Sir Ken Robinson thinks so. He feels it’s the only thing that can.
“Civilization is a race between education and chaos”, he says, quoting H. G. Wells. And in a period of unprecedented technological, environmental, and demographic change, Sir Ken feels this has never been more true than it is right now.
Sir Ken Robinson has spent much of his adult life spreading this message wherever and whenever and to whomever he can. His 2006 and 2010 TED talks are some of the most popular videos online. Millions and millions of people have seen his videos, though he is quick to point out not nearly as many as have seen the videos of talking cats. On Tuesday evening, February 21, Sir Ken brought his message to a full house at UCSB’s Campbell Hall.

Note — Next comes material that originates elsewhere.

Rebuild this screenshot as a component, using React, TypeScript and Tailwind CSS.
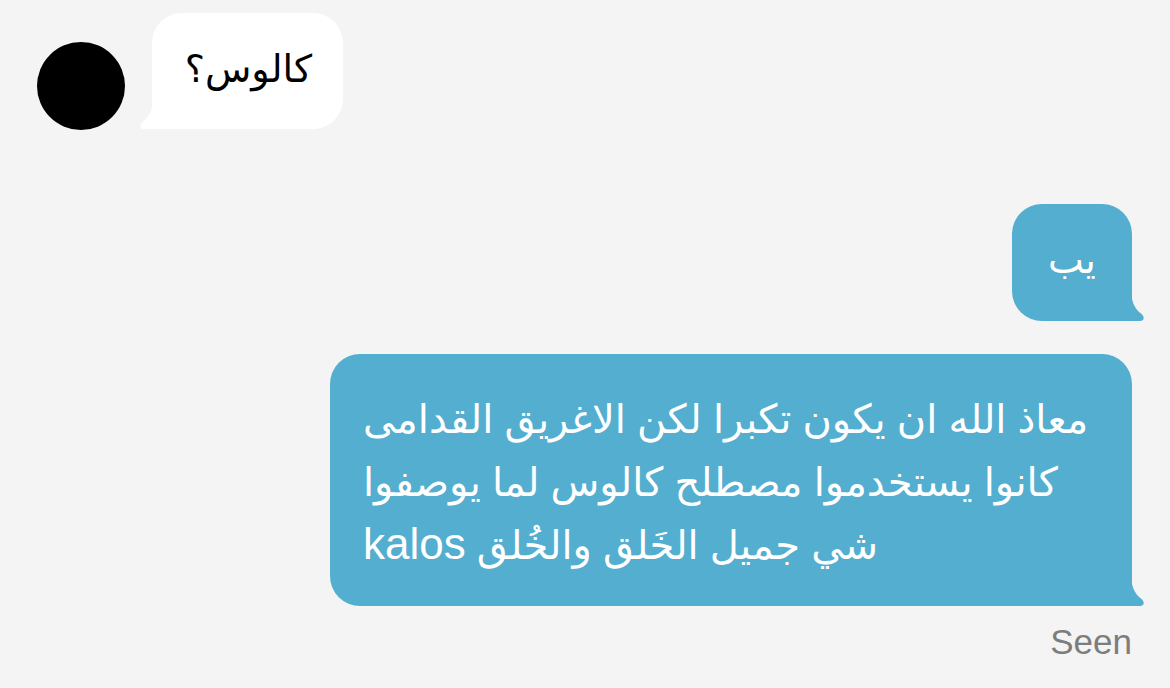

Sir Ken’s message is that a human life is organic, full of surprises and unexpected twists and turns, more like a garden than a machine, and so good education is more like gardening than it is like manufacturing. You never get it exactly right. The circumstances are always changing. You come back to it again and again. You address local conditions and variations of climate, soil, and taste. There’s no one size fits all. You identify and remove the obstacles to self-discovery. You look for where talent and interest intersect. You teach students and not curriculum. You let teachers inspire and be inspired. You stay open to surprises and possibilities.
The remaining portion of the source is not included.